Marian Anderson was a prominent singer born in Philadelphia, Pennsylvania, back in 1897. While there were many talented African American performers throughout the early 20th century, Anderson holds the distinction of being the first black person to perform at the Metropolitan Opera in New York City in 1955. Her rise to fame came out of the turmoil of racial persecution and segregation. In 1939, she was forbidden from performing at Constitution Hall in Washington, DC, by the Daughters of the American Revolution due to the fact that the audience was integrated.

The incident brought her talents to the attention of the international community as well as to some prominent Americans. Eleanor Roosevelt recognized her abilities and helped to bring Anderson to Washington to perform an open-air concert on Easter Sunday 1939 on the steps of the Lincoln Memorial.[7] More than 75,000 people made up the integrated audience, with millions more tuning in to listen on their radios.
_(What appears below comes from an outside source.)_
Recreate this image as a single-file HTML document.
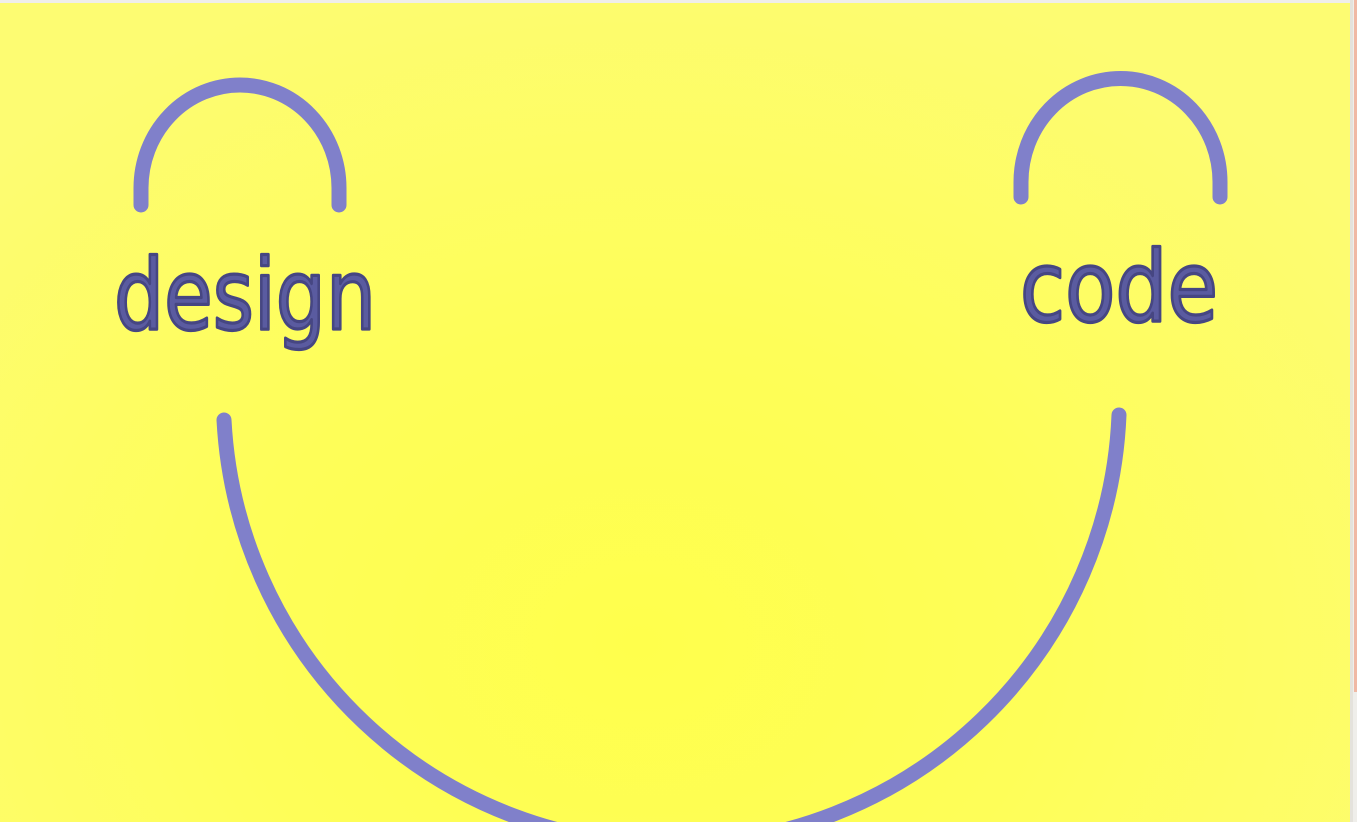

Her accomplishments earned her numerous awards over the course of her life and helped pave the way for other talented African American musicians performing in a divided nation.

3 Claudette Colvin

While most people in the United States and around the world know the name Rosa Parks, far fewer are aware of another pioneer in the Civil Rights Movement named Claudette Colvin. Nine months before Parks refused to give up her seat, Colvin did the same at the age of 15 in Montgomery, Alabama. She was arrested and became one of five plaintiffs challenging Montgomery’s segregated bus laws the following year. Browder v. Gayle went all the way to the Supreme Court in 1956. Colvin was the last to testify in the case, which ultimately determined the Alabama laws unconstitutional.[8]

She wasn’t recognized by many of the black leaders in the movement at the time due to being so young. She was also unmarried and pregnant and had no civil rights training, but she wasn’t bitter about not being recognized in the same way as Parks: “I’m not disappointed. Let the people know Rosa Parks was the right person for the boycott. But also let them know that the attorneys took four other women to the Supreme Court to challenge the law that led to the end of segregation.”

2 Ida B. Wells

Ida B. Wells was born into a life of slavery in Holly Springs, Mississippi, in 1862. She was freed via the Emancipation Proclamation during the Civil War and became the provider for her family at the age of 16 when both her parents succumbed to yellow fever. Eventually, she became a teacher in Memphis, Tennessee, where she co-owned a newspaper called the Memphis Free Speech and Headlight—the first of many important publications she would put her name upon. She rose to prominence as an investigative journalist following her work covering numerous lynchings in the United States.[9]

This brought the ire of whites who sought to intimidate her by destroying her newspaper office and printing press, but that only pushed her to further action. She moved to Chicago, Illinois, and became one of the most outspoken African American activists in the burgeoning women’s suffrage movement. She helped found the National Association for the Advancement of Colored People (NAACP) in 1909 by joining others in the “founding forty” and helped spark the flame that would ultimately become the Civil Rights Movement in America.

1 Dr. Mae Jemison

Mae Carol Jemison was born in Decatur, Alabama, in 1956 but moved with her family at the age of three to Chicago, where she could take advantage of a better education. That education served her well, as she is best known for being the first African American woman to travel into space. She was a part of the crew of the Space Shuttle Endeavor on September 12, 1992. All told, she spent 190 hours, 30 minutes, and 23 seconds in space, but that was hardly the only amazing achievement in her life. Prior to joining NASA’s astronaut corps, she served in the Peace Corps for two years, during which she used her training as a physician in Liberia and Sierra Leone.[10]

She remained with NASA until 1993, when she left to found a company that researched the application of technology in daily life. Her work with NASA earned her an appearance on an episode of Star Trek: The Next Generation, in which she played Lieutenant Palmer. She holds nine honorary doctorates (in addition to her Ph.D.) in engineering, science, letters, and the humanities.